Ceci dit, ce qui m'a le plus gênée dans « Jacinthes » se situe dans son aspect dystopique. le roman m'a semblé très étriqué. On n'a qu'un aperçu très réduit de la société du dehors, tout le roman se situe au sein de l'entreprise. Peut-être est-ce une volonté de l'auteure mais cet angle narratif ne m'a pas convaincue. La quatrième de couverture fait référence au film « Network » de Sydney Lumet. La comparaison est bien vue, « Jacinthes » est une oeuvre assez proche de la satire des médias qu'était le film de Lumet. le film se déroulait lui aussi exclusivement dans le monde des médias, et ne sortait jamais dans le monde réel.
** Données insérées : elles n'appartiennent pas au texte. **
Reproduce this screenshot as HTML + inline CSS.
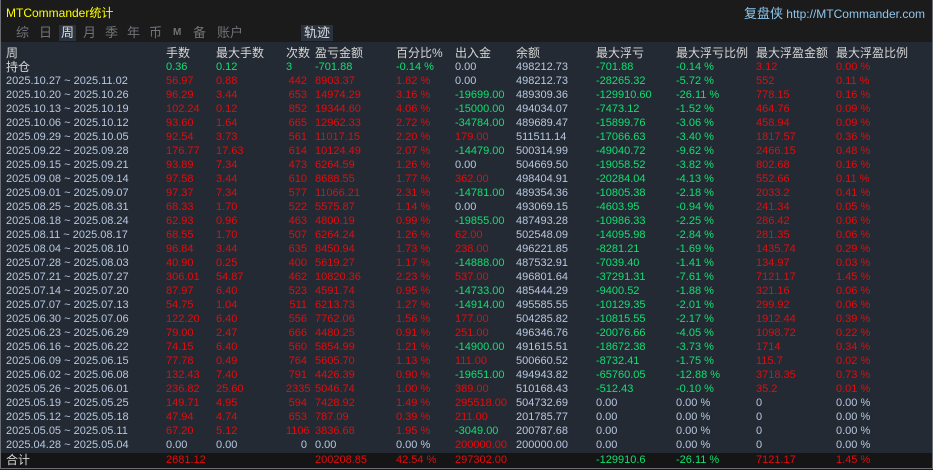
<!DOCTYPE html>
<html><head><meta charset="utf-8">
<style>
*{margin:0;padding:0;box-sizing:border-box}
body{width:933px;height:470px;background:#1b1b1b;overflow:hidden;font-family:"Liberation Sans","Noto Sans CJK SC",sans-serif;position:relative}
#frame{position:absolute;left:0;top:0;width:933px;height:469px;border:1px solid #6a6e74;border-top:none}
.title{position:absolute;left:6px;top:4px;color:#ffff00;font-size:12px}
.site{position:absolute;right:8px;top:3px;color:#8ec6ee;font-size:12px}
.site b{font-weight:normal;font-size:13px}
.tabs{position:absolute;left:10px;top:25px;font-size:13px;color:#6f737a}
.tabs span{position:absolute;top:0;height:16px;line-height:16px;white-space:nowrap}
.sel{background:#2a323d;color:#d9dde2;padding:0 2px}
#tbl{position:absolute;left:1px;top:42px;width:931px;height:412px;background:#232a33}
table{position:absolute;left:0;top:4px;border-collapse:collapse;table-layout:fixed;font-size:11px;width:931px}
td{height:14px;line-height:14px;padding:0;white-space:nowrap;overflow:visible;color:#b8c8e0}
td:first-child{padding-left:5px}
tr.h td{color:#d6d6d6;font-size:12px}
tr.h td:first-child,tr.c td:first-child{font-size:12px;color:#d6d6d6}
td.n{text-align:right;padding-right:8px}
.r{color:#e80a0a}.g{color:#10e070}
#tot{position:absolute;left:1px;top:453px;width:931px;height:15px;background:#151515}
#tot table{top:0}
</style></head><body>
<div id="frame"></div>
<div class="title">MTCommander统计</div>
<div class="site"><b>复盘侠</b> http://MTCommander.com</div>
<div class="tabs">
<span style="left:6px">综</span><span style="left:29px">日</span><span class="sel" style="left:49px">周</span><span style="left:73px">月</span><span style="left:95px">季</span><span style="left:117px">年</span><span style="left:139px">币</span><span style="left:163px;font-size:10px;font-weight:bold">M</span><span style="left:183px">备</span><span style="left:207px">账户</span><span class="sel" style="left:291px;padding:0 3px">轨迹</span>
</div>
<div id="tbl"><table>
<colgroup><col style="width:165px"><col style="width:50px"><col style="width:70px"><col style="width:29px"><col style="width:81px"><col style="width:59px"><col style="width:61px"><col style="width:80px"><col style="width:80px"><col style="width:80px"><col style="width:80px"><col></colgroup>
<tr class="h"><td>周</td><td>手数</td><td>最大手数</td><td>次数</td><td>盈亏金额</td><td>百分比%</td><td>出入金</td><td>余额</td><td>最大浮亏</td><td>最大浮亏比例</td><td>最大浮盈金额</td><td>最大浮盈比例</td></tr>
<tr class="c"><td>持仓</td><td class="g">0.36</td><td class="g">0.12</td><td class="g">3</td><td class="g">-701.88</td><td class="g">-0.14 %</td><td>0.00</td><td>498212.73</td><td class="g">-701.88</td><td class="g">-0.14 %</td><td class="r">3.12</td><td class="r">0.00 %</td></tr>
<tr><td>2025.10.27 ~ 2025.11.02</td><td class="r">56.97</td><td class="r">0.88</td><td class="r n">442</td><td class="r">8903.37</td><td class="r">1.82 %</td><td>0.00</td><td>498212.73</td><td class="g">-28265.32</td><td class="g">-5.72 %</td><td class="r">552</td><td class="r">0.11 %</td></tr>
<tr><td>2025.10.20 ~ 2025.10.26</td><td class="r">96.29</td><td class="r">3.44</td><td class="r n">653</td><td class="r">14974.29</td><td class="r">3.16 %</td><td class="g">-19699.00</td><td>489309.36</td><td class="g">-129910.60</td><td class="g">-26.11 %</td><td class="r">778.15</td><td class="r">0.16 %</td></tr>
<tr><td>2025.10.13 ~ 2025.10.19</td><td class="r">102.24</td><td class="r">0.12</td><td class="r n">852</td><td class="r">19344.60</td><td class="r">4.06 %</td><td class="g">-15000.00</td><td>494034.07</td><td class="g">-7473.12</td><td class="g">-1.52 %</td><td class="r">464.76</td><td class="r">0.09 %</td></tr>
<tr><td>2025.10.06 ~ 2025.10.12</td><td class="r">93.60</td><td class="r">1.64</td><td class="r n">665</td><td class="r">12962.33</td><td class="r">2.72 %</td><td class="g">-34784.00</td><td>489689.47</td><td class="g">-15899.76</td><td class="g">-3.06 %</td><td class="r">458.94</td><td class="r">0.09 %</td></tr>
<tr><td>2025.09.29 ~ 2025.10.05</td><td class="r">92.54</td><td class="r">3.73</td><td class="r n">561</td><td class="r">11017.15</td><td class="r">2.20 %</td><td class="r">179.00</td><td>511511.14</td><td class="g">-17066.63</td><td class="g">-3.40 %</td><td class="r">1817.57</td><td class="r">0.36 %</td></tr>
<tr><td>2025.09.22 ~ 2025.09.28</td><td class="r">176.77</td><td class="r">17.63</td><td class="r n">614</td><td class="r">10124.49</td><td class="r">2.07 %</td><td class="g">-14479.00</td><td>500314.99</td><td class="g">-49040.72</td><td class="g">-9.62 %</td><td class="r">2466.15</td><td class="r">0.48 %</td></tr>
<tr><td>2025.09.15 ~ 2025.09.21</td><td class="r">93.89</td><td class="r">7.34</td><td class="r n">473</td><td class="r">6264.59</td><td class="r">1.26 %</td><td>0.00</td><td>504669.50</td><td class="g">-19058.52</td><td class="g">-3.82 %</td><td class="r">802.68</td><td class="r">0.16 %</td></tr>
<tr><td>2025.09.08 ~ 2025.09.14</td><td class="r">97.58</td><td class="r">3.44</td><td class="r n">610</td><td class="r">8688.55</td><td class="r">1.77 %</td><td class="r">362.00</td><td>498404.91</td><td class="g">-20284.04</td><td class="g">-4.13 %</td><td class="r">552.66</td><td class="r">0.11 %</td></tr>
<tr><td>2025.09.01 ~ 2025.09.07</td><td class="r">97.37</td><td class="r">7.34</td><td class="r n">577</td><td class="r">11066.21</td><td class="r">2.31 %</td><td class="g">-14781.00</td><td>489354.36</td><td class="g">-10805.38</td><td class="g">-2.18 %</td><td class="r">2033.2</td><td class="r">0.41 %</td></tr>
<tr><td>2025.08.25 ~ 2025.08.31</td><td class="r">68.33</td><td class="r">1.70</td><td class="r n">522</td><td class="r">5575.87</td><td class="r">1.14 %</td><td>0.00</td><td>493069.15</td><td class="g">-4603.95</td><td class="g">-0.94 %</td><td class="r">241.34</td><td class="r">0.05 %</td></tr>
<tr><td>2025.08.18 ~ 2025.08.24</td><td class="r">62.93</td><td class="r">0.96</td><td class="r n">463</td><td class="r">4800.19</td><td class="r">0.99 %</td><td class="g">-19855.00</td><td>487493.28</td><td class="g">-10986.33</td><td class="g">-2.25 %</td><td class="r">286.42</td><td class="r">0.06 %</td></tr>
<tr><td>2025.08.11 ~ 2025.08.17</td><td class="r">68.55</td><td class="r">1.70</td><td class="r n">507</td><td class="r">6264.24</td><td class="r">1.26 %</td><td class="r">62.00</td><td>502548.09</td><td class="g">-14095.98</td><td class="g">-2.84 %</td><td class="r">281.35</td><td class="r">0.06 %</td></tr>
<tr><td>2025.08.04 ~ 2025.08.10</td><td class="r">96.84</td><td class="r">3.44</td><td class="r n">635</td><td class="r">8450.94</td><td class="r">1.73 %</td><td class="r">238.00</td><td>496221.85</td><td class="g">-8281.21</td><td class="g">-1.69 %</td><td class="r">1435.74</td><td class="r">0.29 %</td></tr>
<tr><td>2025.07.28 ~ 2025.08.03</td><td class="r">40.90</td><td class="r">0.25</td><td class="r n">400</td><td class="r">5619.27</td><td class="r">1.17 %</td><td class="g">-14888.00</td><td>487532.91</td><td class="g">-7039.40</td><td class="g">-1.41 %</td><td class="r">134.97</td><td class="r">0.03 %</td></tr>
<tr><td>2025.07.21 ~ 2025.07.27</td><td class="r">306.01</td><td class="r">54.87</td><td class="r n">462</td><td class="r">10820.36</td><td class="r">2.23 %</td><td class="r">537.00</td><td>496801.64</td><td class="g">-37291.31</td><td class="g">-7.61 %</td><td class="r">7121.17</td><td class="r">1.45 %</td></tr>
<tr><td>2025.07.14 ~ 2025.07.20</td><td class="r">87.97</td><td class="r">6.40</td><td class="r n">523</td><td class="r">4591.74</td><td class="r">0.95 %</td><td class="g">-14733.00</td><td>485444.29</td><td class="g">-9400.52</td><td class="g">-1.88 %</td><td class="r">321.16</td><td class="r">0.06 %</td></tr>
<tr><td>2025.07.07 ~ 2025.07.13</td><td class="r">54.75</td><td class="r">1.04</td><td class="r n">511</td><td class="r">6213.73</td><td class="r">1.27 %</td><td class="g">-14914.00</td><td>495585.55</td><td class="g">-10129.35</td><td class="g">-2.01 %</td><td class="r">299.92</td><td class="r">0.06 %</td></tr>
<tr><td>2025.06.30 ~ 2025.07.06</td><td class="r">122.20</td><td class="r">6.40</td><td class="r n">556</td><td class="r">7762.06</td><td class="r">1.56 %</td><td class="r">177.00</td><td>504285.82</td><td class="g">-10815.55</td><td class="g">-2.17 %</td><td class="r">1912.44</td><td class="r">0.39 %</td></tr>
<tr><td>2025.06.23 ~ 2025.06.29</td><td class="r">79.00</td><td class="r">2.47</td><td class="r n">666</td><td class="r">4480.25</td><td class="r">0.91 %</td><td class="r">251.00</td><td>496346.76</td><td class="g">-20076.66</td><td class="g">-4.05 %</td><td class="r">1098.72</td><td class="r">0.22 %</td></tr>
<tr><td>2025.06.16 ~ 2025.06.22</td><td class="r">74.15</td><td class="r">6.40</td><td class="r n">560</td><td class="r">5854.99</td><td class="r">1.21 %</td><td class="g">-14900.00</td><td>491615.51</td><td class="g">-18672.38</td><td class="g">-3.73 %</td><td class="r">1714</td><td class="r">0.34 %</td></tr>
<tr><td>2025.06.09 ~ 2025.06.15</td><td class="r">77.78</td><td class="r">0.49</td><td class="r n">764</td><td class="r">5605.70</td><td class="r">1.13 %</td><td class="r">111.00</td><td>500660.52</td><td class="g">-8732.41</td><td class="g">-1.75 %</td><td class="r">115.7</td><td class="r">0.02 %</td></tr>
<tr><td>2025.06.02 ~ 2025.06.08</td><td class="r">132.43</td><td class="r">7.40</td><td class="r n">791</td><td class="r">4426.39</td><td class="r">0.90 %</td><td class="g">-19651.00</td><td>494943.82</td><td class="g">-65760.05</td><td class="g">-12.88 %</td><td class="r">3718.35</td><td class="r">0.73 %</td></tr>
<tr><td>2025.05.26 ~ 2025.06.01</td><td class="r">236.82</td><td class="r">25.60</td><td class="r n">2335</td><td class="r">5046.74</td><td class="r">1.00 %</td><td class="r">389.00</td><td>510168.43</td><td class="g">-512.43</td><td class="g">-0.10 %</td><td class="r">35.2</td><td class="r">0.01 %</td></tr>
<tr><td>2025.05.19 ~ 2025.05.25</td><td class="r">149.71</td><td class="r">4.95</td><td class="r n">594</td><td class="r">7428.92</td><td class="r">1.49 %</td><td class="r">295518.00</td><td>504732.69</td><td>0.00</td><td>0.00 %</td><td>0</td><td>0.00 %</td></tr>
<tr><td>2025.05.12 ~ 2025.05.18</td><td class="r">47.94</td><td class="r">4.74</td><td class="r n">653</td><td class="r">787.09</td><td class="r">0.39 %</td><td class="r">211.00</td><td>201785.77</td><td>0.00</td><td>0.00 %</td><td>0</td><td>0.00 %</td></tr>
<tr><td>2025.05.05 ~ 2025.05.11</td><td class="r">67.20</td><td class="r">5.12</td><td class="r n">1106</td><td class="r">3836.68</td><td class="r">1.95 %</td><td class="g">-3049.00</td><td>200787.68</td><td>0.00</td><td>0.00 %</td><td>0</td><td>0.00 %</td></tr>
<tr><td>2025.04.28 ~ 2025.05.04</td><td>0.00</td><td>0.00</td><td class="n">0</td><td>0.00</td><td>0.00 %</td><td class="r">200000.00</td><td>200000.00</td><td>0.00</td><td>0.00 %</td><td>0</td><td>0.00 %</td></tr>
</table></div>
<div id="tot"><table>
<colgroup><col style="width:165px"><col style="width:50px"><col style="width:70px"><col style="width:29px"><col style="width:81px"><col style="width:59px"><col style="width:61px"><col style="width:80px"><col style="width:80px"><col style="width:80px"><col style="width:80px"><col></colgroup>
<tr class="c"><td>合计</td><td class="r">2681.12</td><td></td><td></td><td class="r">200208.85</td><td class="r">42.54 %</td><td class="r">297302.00</td><td></td><td class="g">-129910.6</td><td class="g">-26.11 %</td><td class="r">7121.17</td><td class="r">1.45 %</td></tr>
</table></div>
</body></html>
Mais dans « Network » c'était pertinent, le monde du dehors étant celui que nous connaissons, c'était le nôtre (celui de 76), il n'était pas nécessaire de contextualiser l'industrie télévisuelle qui était dépeinte. le roman de Yarbro se déroule dans le futur, la société a évolué, j'aurais donc aimé que l'auteure aille plus loin dans la contextualisation que les rares évocations d'émeutes et de messages subliminaux gouvernementaux. Ainsi, elle aurait pu dépeindre une société future découlant directement de notre présent, pointant ainsi du doigt les dérives médiatiques actuelles, tout en imaginant jusqu'où cela pourrait aller.
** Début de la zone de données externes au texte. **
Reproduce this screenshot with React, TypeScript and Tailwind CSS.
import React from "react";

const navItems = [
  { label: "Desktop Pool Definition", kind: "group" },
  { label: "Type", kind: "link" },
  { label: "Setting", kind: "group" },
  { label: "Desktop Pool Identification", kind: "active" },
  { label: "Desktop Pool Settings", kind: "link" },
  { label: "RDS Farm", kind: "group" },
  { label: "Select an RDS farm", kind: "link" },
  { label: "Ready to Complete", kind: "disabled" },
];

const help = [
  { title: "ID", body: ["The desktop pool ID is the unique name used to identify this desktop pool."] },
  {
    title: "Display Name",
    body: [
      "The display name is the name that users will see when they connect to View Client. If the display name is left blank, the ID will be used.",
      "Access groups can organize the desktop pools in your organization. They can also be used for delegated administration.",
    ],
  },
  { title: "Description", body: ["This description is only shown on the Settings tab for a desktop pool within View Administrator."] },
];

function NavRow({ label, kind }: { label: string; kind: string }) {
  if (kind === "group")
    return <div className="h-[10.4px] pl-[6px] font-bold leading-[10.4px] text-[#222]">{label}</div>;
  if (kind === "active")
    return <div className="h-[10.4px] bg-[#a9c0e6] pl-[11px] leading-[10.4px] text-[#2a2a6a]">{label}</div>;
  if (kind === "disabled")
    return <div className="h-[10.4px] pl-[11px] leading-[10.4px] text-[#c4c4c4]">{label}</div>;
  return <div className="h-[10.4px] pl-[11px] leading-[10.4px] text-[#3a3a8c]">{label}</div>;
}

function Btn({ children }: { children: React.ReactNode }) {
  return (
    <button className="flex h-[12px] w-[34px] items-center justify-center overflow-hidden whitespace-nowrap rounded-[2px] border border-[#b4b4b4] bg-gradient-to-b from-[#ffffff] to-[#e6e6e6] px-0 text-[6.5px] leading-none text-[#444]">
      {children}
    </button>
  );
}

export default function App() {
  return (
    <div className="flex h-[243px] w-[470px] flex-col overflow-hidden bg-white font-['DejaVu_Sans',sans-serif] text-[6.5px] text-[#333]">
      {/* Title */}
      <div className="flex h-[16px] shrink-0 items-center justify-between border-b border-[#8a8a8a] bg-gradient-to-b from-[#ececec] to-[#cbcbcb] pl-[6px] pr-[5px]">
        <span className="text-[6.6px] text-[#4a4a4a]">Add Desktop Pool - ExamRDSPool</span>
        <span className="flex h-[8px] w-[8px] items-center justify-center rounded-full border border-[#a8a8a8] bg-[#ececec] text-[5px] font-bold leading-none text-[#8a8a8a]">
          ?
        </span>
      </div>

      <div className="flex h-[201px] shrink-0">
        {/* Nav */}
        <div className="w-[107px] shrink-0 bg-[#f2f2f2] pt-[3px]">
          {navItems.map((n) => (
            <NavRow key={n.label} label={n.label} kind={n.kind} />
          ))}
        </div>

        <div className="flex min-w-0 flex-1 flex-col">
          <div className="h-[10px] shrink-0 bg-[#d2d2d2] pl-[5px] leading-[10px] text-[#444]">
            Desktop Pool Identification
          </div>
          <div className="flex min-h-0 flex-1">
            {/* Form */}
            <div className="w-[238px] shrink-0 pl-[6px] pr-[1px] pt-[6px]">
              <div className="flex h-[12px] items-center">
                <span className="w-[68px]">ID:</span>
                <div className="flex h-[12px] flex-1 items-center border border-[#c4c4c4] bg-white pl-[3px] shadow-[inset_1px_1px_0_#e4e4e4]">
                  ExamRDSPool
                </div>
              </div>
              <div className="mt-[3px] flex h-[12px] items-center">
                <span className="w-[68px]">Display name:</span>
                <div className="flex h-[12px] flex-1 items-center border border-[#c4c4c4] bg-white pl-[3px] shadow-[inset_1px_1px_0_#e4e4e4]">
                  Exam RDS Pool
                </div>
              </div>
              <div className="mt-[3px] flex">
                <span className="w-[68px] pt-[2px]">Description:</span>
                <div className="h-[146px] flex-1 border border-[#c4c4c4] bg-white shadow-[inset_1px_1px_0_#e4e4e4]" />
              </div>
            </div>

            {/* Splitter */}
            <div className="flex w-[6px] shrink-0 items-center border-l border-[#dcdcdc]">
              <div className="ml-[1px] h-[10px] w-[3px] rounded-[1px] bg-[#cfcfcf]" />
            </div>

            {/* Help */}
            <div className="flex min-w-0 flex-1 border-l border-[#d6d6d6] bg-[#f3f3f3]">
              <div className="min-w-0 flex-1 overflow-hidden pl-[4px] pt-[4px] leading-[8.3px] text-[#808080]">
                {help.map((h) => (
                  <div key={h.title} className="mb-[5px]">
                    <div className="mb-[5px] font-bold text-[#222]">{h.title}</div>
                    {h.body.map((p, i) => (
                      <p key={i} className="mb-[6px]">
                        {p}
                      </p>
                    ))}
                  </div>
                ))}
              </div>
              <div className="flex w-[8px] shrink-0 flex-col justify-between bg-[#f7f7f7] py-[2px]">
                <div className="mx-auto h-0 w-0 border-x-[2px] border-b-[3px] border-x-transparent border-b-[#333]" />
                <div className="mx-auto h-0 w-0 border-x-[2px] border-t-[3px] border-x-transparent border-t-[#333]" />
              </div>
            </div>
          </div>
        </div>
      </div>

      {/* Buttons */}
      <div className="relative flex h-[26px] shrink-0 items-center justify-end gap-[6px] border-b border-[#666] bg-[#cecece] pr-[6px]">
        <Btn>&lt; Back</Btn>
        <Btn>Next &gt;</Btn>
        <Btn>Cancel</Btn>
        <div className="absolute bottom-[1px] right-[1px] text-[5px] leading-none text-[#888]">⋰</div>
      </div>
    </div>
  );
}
Ce qui m'est apparu comme une faiblesse pourrait être perçu par d'autres lecteurs comme une qualité. En effet, le côté huis-clos du roman offre une plongée assez saisissante du monde de l'entreprise, ses manigances et intrigues, ses luttes de pouvoir et ses rapports de force. Cet aspect est vraiment intéressant et réussi. Et ce, d'autant plus que le personnage principal est subtilement caractérisé, Yarbro refusant la facilité du personnage lisse et positif. En effet, si Jehanne n'est pas vraiment à l'aise avec ce qui arrive aux rêveurs, cela passe après son ambition de grimper dans la hiérarchie. Cette dualité est intéressante et, à ce titre, la fin ouverte est plutôt bien vue. Au lecteur d'imaginer quel sera son choix, habile façon d'interroger le lecteur lui-même sur ce qu'il ferait.

Il y a des choses très intéressantes dans ce roman, que ce soient l'argument de départ, le personnage principal nuancé ou la satire du monde de l'entreprise. Mais le manque de développement de l'aspect dystopique m'a vraiment gênée et vient amoindrir la force de « Jacinthes ». le roman aurait mérité d'être plus long, l'auteure aurait alors pu développer cet aspect et enrichir son oeuvre.